What to work on: Look through the material and copy each line holding "TypeScript".

Items:
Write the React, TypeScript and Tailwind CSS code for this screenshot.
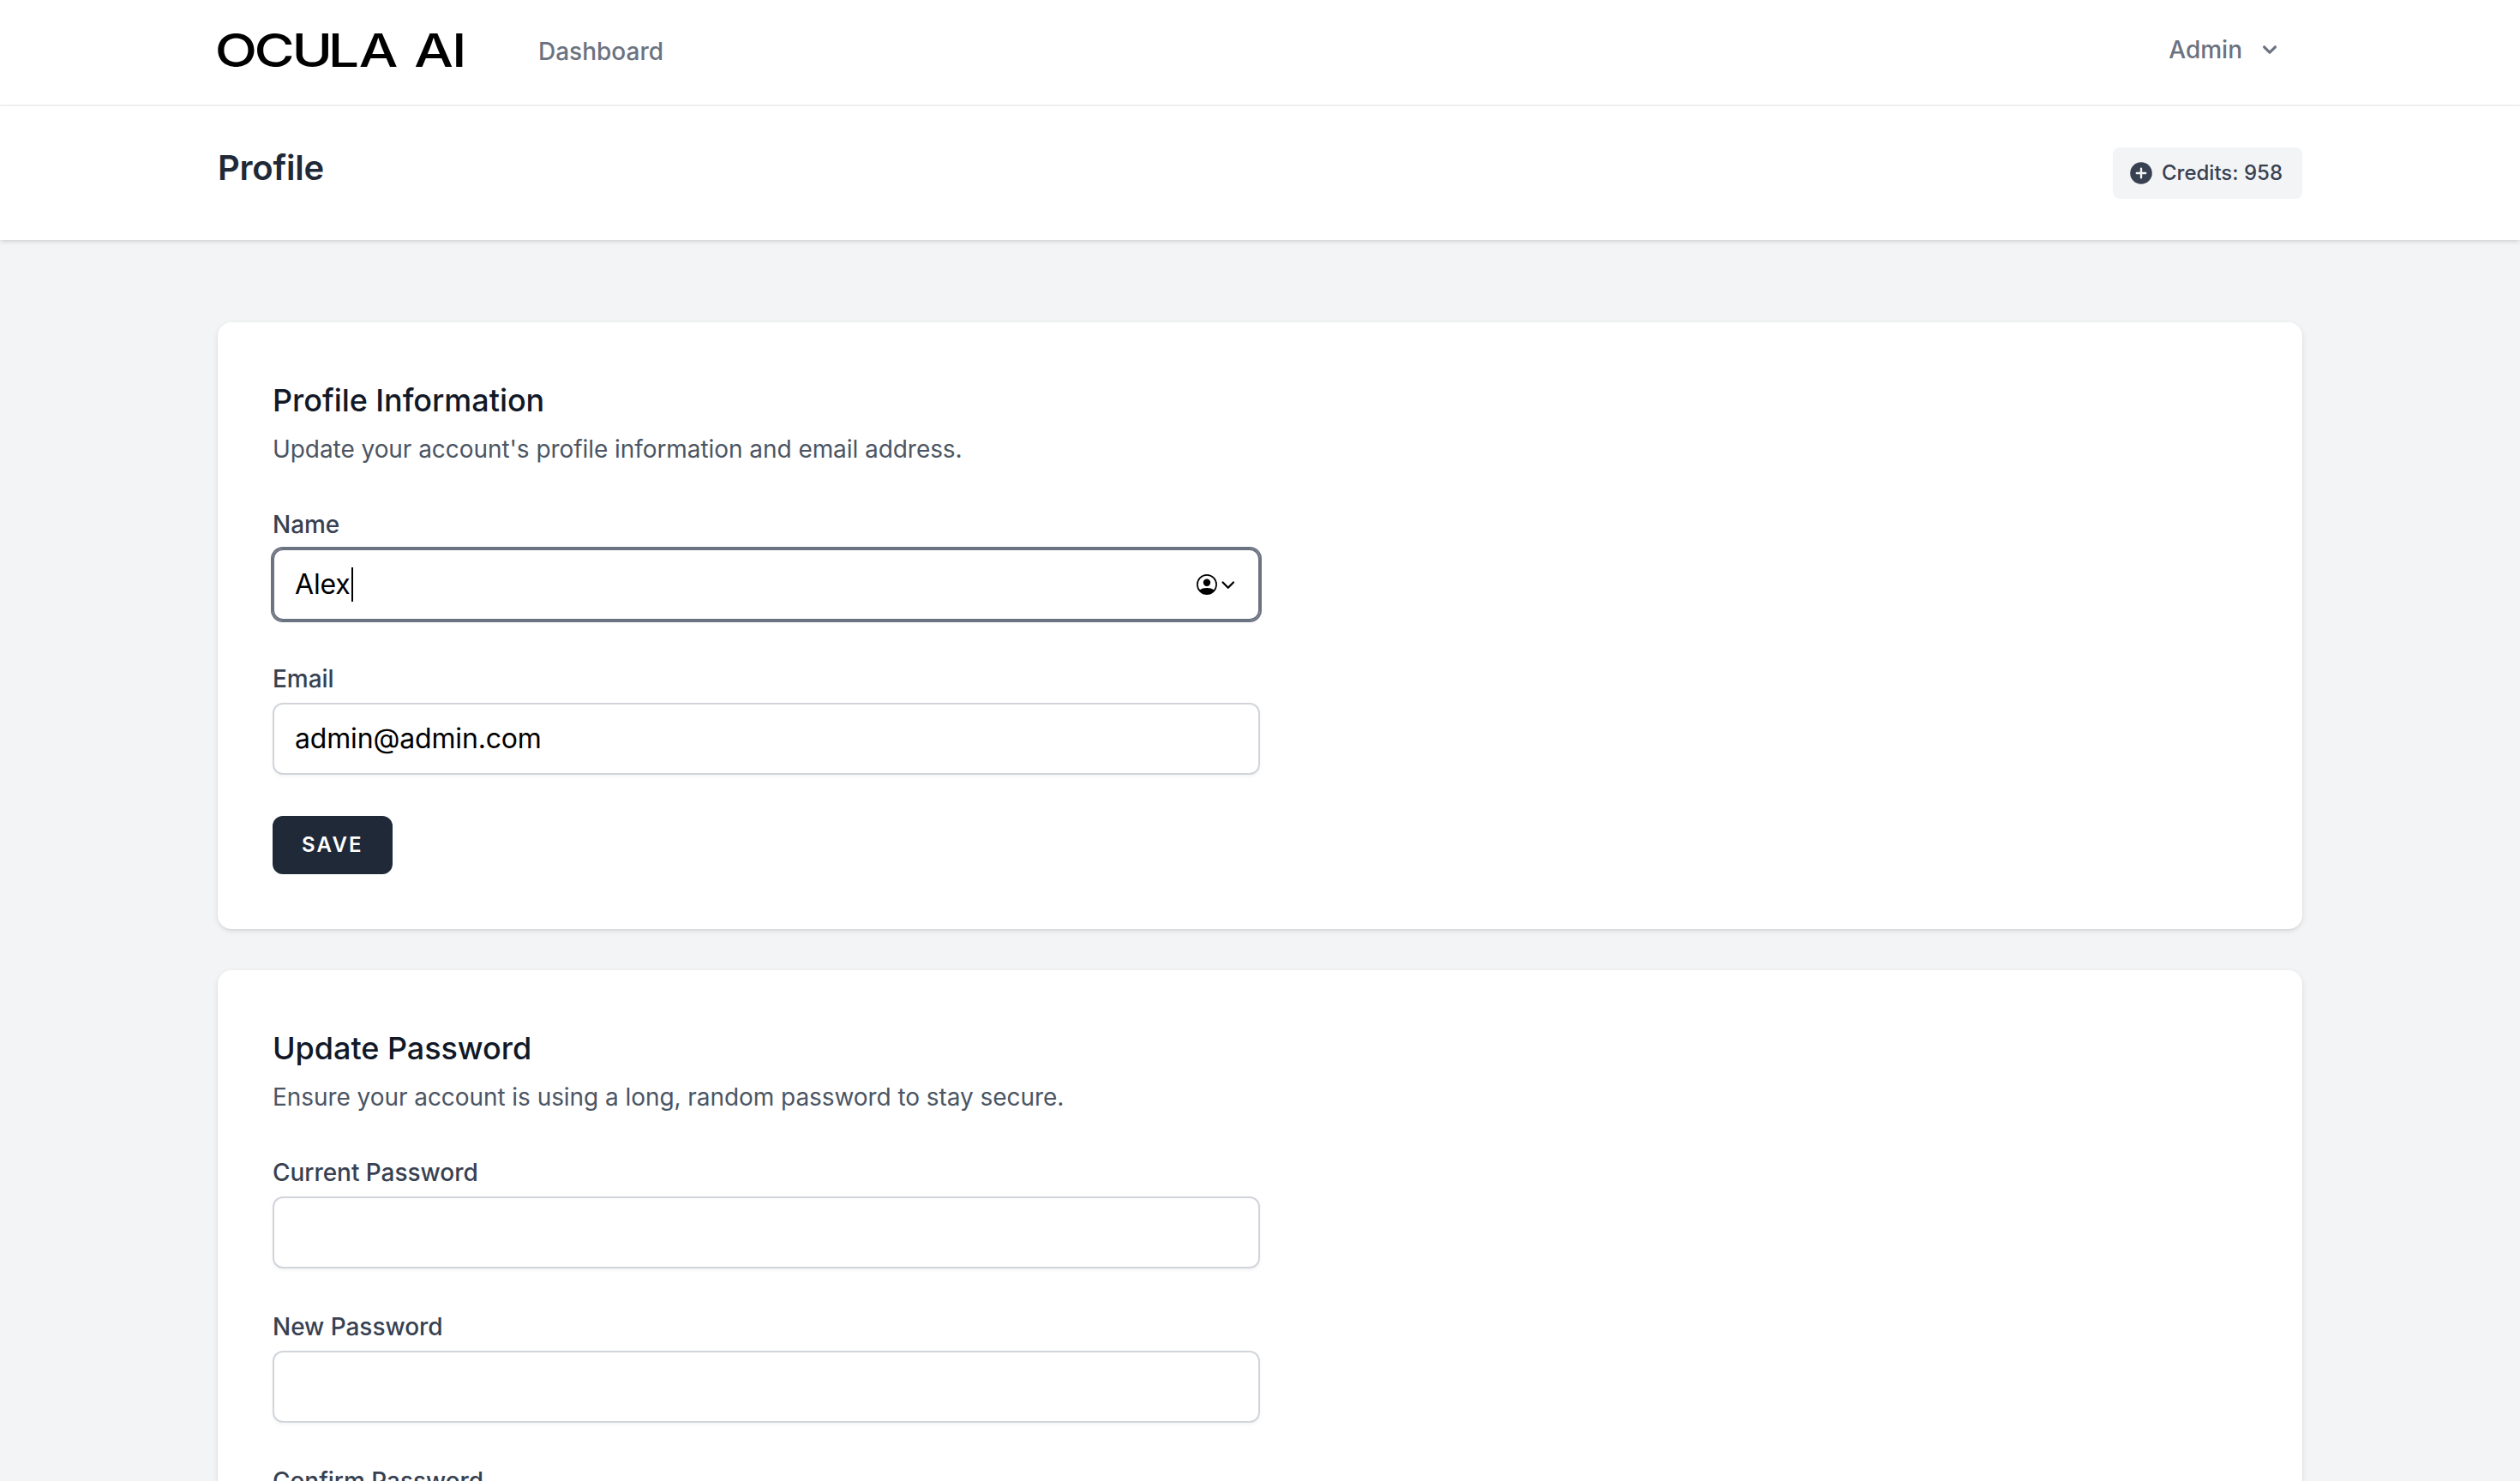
* * *
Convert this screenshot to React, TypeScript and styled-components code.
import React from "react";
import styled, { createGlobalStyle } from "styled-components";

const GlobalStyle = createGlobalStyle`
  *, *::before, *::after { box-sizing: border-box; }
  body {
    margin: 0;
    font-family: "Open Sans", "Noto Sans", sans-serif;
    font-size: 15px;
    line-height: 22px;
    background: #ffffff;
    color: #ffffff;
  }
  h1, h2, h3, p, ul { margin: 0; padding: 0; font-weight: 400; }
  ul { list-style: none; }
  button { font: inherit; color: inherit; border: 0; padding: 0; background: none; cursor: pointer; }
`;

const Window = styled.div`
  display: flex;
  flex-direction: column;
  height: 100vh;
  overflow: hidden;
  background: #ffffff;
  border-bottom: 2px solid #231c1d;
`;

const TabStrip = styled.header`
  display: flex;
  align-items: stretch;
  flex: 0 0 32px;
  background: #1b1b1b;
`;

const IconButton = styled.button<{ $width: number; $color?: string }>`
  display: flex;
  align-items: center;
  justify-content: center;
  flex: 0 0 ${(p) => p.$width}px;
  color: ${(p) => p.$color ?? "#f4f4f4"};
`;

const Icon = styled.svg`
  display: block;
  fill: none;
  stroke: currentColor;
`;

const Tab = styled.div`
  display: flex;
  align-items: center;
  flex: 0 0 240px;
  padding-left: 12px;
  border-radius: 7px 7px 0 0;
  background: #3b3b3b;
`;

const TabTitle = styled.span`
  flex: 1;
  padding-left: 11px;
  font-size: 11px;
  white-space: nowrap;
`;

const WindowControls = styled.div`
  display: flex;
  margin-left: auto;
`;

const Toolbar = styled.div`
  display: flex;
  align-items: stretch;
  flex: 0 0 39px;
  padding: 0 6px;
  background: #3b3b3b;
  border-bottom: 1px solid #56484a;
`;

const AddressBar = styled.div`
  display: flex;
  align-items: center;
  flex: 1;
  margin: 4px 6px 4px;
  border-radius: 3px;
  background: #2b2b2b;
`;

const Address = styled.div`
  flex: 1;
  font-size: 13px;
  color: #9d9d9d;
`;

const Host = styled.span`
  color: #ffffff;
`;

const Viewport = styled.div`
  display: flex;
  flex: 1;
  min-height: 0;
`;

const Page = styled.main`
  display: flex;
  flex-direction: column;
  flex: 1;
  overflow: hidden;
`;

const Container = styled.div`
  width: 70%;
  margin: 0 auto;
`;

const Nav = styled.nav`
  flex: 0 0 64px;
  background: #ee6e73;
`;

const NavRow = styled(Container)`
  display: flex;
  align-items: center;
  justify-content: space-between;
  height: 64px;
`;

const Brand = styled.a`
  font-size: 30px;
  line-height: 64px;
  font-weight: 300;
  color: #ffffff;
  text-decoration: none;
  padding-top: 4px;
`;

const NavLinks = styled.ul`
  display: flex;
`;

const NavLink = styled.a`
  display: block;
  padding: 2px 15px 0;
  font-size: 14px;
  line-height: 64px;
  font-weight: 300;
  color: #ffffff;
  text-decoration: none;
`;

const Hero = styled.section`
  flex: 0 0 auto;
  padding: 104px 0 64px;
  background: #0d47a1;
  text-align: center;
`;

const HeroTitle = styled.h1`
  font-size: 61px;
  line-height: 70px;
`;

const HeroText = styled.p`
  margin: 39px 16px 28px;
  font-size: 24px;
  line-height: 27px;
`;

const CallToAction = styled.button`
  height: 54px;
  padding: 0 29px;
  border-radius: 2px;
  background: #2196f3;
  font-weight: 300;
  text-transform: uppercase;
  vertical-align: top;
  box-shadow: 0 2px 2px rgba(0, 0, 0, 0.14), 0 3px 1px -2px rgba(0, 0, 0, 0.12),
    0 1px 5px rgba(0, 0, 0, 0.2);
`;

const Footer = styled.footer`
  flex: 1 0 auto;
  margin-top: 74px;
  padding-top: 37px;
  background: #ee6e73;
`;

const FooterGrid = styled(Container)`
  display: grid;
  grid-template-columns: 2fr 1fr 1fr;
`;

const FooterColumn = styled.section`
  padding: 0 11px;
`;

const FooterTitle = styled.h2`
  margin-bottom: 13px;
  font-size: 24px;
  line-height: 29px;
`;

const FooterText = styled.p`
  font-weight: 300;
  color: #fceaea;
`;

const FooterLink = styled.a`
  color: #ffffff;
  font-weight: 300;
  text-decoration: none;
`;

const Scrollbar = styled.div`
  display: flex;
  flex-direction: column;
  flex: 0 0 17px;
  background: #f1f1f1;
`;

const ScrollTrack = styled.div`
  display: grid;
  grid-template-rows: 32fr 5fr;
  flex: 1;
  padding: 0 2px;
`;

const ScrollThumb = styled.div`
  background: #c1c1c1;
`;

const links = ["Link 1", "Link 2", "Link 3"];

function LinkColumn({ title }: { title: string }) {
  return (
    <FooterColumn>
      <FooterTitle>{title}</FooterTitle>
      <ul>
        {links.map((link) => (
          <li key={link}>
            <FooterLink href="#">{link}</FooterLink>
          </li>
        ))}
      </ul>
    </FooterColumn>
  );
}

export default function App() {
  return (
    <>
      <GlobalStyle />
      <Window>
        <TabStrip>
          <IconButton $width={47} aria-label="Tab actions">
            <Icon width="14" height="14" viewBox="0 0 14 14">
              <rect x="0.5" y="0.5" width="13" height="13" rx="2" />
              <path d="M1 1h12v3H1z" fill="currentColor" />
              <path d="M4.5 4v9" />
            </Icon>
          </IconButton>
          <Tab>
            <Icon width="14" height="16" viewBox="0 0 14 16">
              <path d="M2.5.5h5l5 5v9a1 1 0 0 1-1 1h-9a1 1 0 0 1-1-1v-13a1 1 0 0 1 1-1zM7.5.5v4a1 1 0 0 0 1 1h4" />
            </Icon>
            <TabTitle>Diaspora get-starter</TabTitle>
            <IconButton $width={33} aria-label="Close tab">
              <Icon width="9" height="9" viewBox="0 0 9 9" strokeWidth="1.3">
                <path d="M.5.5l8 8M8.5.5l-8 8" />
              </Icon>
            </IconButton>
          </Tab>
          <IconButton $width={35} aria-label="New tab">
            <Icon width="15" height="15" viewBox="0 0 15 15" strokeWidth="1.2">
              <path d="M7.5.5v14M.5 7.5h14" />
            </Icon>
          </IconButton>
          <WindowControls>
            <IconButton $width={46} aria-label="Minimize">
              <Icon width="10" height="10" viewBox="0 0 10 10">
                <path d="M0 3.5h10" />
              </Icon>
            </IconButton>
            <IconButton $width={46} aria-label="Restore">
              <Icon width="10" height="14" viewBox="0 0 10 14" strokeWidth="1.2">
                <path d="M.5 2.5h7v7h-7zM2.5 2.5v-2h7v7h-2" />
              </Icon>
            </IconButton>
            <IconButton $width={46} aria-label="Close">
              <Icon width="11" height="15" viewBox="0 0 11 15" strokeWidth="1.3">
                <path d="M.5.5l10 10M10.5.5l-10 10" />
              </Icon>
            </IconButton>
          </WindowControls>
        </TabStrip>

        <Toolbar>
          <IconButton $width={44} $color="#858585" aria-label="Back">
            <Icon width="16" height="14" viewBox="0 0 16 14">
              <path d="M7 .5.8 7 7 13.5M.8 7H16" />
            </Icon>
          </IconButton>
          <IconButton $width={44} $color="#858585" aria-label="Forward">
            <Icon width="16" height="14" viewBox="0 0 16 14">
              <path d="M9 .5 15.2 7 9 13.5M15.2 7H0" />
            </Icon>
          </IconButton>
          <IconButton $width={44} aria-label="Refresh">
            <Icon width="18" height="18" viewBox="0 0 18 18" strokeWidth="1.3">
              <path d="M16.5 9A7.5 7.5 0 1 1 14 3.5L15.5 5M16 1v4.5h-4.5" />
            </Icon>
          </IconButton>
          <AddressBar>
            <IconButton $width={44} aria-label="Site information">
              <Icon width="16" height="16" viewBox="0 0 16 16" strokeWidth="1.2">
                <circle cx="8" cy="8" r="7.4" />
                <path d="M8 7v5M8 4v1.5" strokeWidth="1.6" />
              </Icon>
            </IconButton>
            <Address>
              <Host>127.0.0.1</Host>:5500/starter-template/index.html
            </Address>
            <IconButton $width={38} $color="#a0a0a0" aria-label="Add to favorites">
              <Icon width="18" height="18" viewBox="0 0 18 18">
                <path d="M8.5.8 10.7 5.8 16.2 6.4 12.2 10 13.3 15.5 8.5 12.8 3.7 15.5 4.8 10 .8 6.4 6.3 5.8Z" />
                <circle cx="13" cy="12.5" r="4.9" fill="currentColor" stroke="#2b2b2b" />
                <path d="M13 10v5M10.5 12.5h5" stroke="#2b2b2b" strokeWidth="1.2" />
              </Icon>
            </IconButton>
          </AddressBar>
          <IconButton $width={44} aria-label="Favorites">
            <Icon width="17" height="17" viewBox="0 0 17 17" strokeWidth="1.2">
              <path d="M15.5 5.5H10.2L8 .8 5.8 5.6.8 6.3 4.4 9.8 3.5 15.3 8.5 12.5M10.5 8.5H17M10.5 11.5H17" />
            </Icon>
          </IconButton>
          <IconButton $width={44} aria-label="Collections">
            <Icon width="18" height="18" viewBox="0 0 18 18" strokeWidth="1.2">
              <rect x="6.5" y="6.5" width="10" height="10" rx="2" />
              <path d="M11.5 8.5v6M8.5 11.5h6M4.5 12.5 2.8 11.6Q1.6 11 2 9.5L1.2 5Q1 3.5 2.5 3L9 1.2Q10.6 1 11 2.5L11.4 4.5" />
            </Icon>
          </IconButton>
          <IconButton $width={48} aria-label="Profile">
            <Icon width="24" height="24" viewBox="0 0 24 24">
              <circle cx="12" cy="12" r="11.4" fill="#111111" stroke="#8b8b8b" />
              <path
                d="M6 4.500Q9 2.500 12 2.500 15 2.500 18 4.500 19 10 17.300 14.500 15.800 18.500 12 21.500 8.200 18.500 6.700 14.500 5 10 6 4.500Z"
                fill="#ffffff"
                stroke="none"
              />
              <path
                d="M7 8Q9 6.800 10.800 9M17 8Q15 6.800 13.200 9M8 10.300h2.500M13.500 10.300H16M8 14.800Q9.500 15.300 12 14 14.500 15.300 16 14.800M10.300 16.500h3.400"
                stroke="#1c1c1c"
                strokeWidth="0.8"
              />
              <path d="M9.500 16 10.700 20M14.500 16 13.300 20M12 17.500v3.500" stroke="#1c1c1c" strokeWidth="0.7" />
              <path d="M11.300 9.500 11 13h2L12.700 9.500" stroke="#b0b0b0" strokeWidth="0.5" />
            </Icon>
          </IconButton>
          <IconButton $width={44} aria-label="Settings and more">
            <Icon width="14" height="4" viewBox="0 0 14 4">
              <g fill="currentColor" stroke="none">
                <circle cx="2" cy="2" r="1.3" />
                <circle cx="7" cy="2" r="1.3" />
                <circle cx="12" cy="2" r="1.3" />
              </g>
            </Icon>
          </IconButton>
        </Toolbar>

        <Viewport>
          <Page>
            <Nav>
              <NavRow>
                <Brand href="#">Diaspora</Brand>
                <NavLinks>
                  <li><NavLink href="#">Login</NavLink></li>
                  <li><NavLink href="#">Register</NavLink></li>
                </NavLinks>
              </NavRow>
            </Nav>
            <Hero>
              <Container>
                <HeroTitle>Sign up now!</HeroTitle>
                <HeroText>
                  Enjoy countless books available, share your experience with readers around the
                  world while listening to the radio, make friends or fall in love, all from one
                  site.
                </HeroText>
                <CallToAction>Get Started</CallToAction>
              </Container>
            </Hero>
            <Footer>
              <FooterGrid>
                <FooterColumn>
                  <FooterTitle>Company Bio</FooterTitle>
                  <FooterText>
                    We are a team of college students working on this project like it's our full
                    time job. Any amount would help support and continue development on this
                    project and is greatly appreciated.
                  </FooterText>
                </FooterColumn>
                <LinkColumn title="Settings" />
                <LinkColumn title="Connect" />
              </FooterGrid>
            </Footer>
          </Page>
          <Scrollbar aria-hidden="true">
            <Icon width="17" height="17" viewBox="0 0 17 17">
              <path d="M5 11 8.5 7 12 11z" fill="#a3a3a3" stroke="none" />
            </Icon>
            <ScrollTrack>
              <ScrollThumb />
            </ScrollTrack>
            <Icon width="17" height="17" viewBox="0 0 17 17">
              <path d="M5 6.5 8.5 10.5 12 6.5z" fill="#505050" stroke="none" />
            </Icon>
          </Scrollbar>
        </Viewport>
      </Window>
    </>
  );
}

Output for this task:
Write the React, TypeScript and Tailwind CSS code for this screenshot.
Convert this screenshot to React, TypeScript and styled-components code.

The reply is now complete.